Alternative: is_duplicated
import time
start = time.perf_counter()
df[df.is_duplicated(),:]
end = time.perf_counter()
print(end - start)
>>> print(end - start)
7.834882180000932
Since the is_duplicated
method is provided by the Polars API, we can be reasonably assured that it will perform very well. Indeed, this should be the standard against which we compare other alternatives.
Alternative: filter
using an over
(windowing) expression
start = time.perf_counter()
df.filter(pl.count("col1").over(df.columns) > 1)
end = time.perf_counter()
print(end - start)
>>> print(end - start)
18.136289041000055
As expected, the over
(windowing) expression is rather costly.
Alternative: groupby
followed by a join
start = time.perf_counter()
df.join(
df=df.groupby(df.columns)
.agg(pl.count().alias("count"))
.filter(pl.col("count") > 1),
on=df.columns,
how="semi",
)
end = time.perf_counter()
print(end - start)
>>> print(end - start)
9.419006452999383
Somewhat better ... but not as good as using the is_duplicated
method provided by the Polars API.
Alternative: concat_str
Let's also look at an alternative suggested in another answer. To be fair, @FBruzzesi did say "I am not sure this is optimal by any means". But let's look at how it performs.

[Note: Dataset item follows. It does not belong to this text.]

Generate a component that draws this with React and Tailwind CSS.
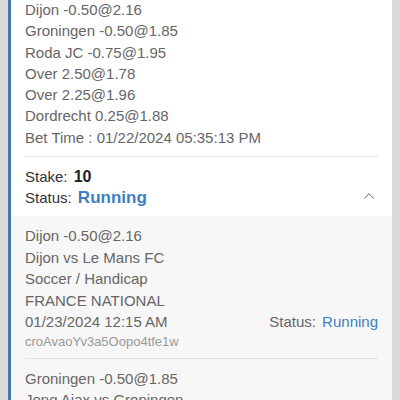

start = time.perf_counter()
df.filter(pl.concat_str(df.columns, sep='|').is_duplicated())
end = time.perf_counter()
print(end - start)
>>> print(end - start)
37.238660977998734
Edit
Additional Alternative: filter
and is_duplicated
We can also use filter
with is_duplicated
. Since df.is_duplicated()
is not a column in the DataFrame when the filter is run, we'll need to wrap it in a polars.lit
Expression.
start = time.perf_counter()
df.filter(pl.lit(df.is_duplicated()))
end = time.perf_counter()
print(end - start)
>>> print(end - start)
8.115436136999051
This performs just as well as using is_duplicated
and boolean indexing.
Did this help? If nothing else, this shows some different ways to use the Polars API.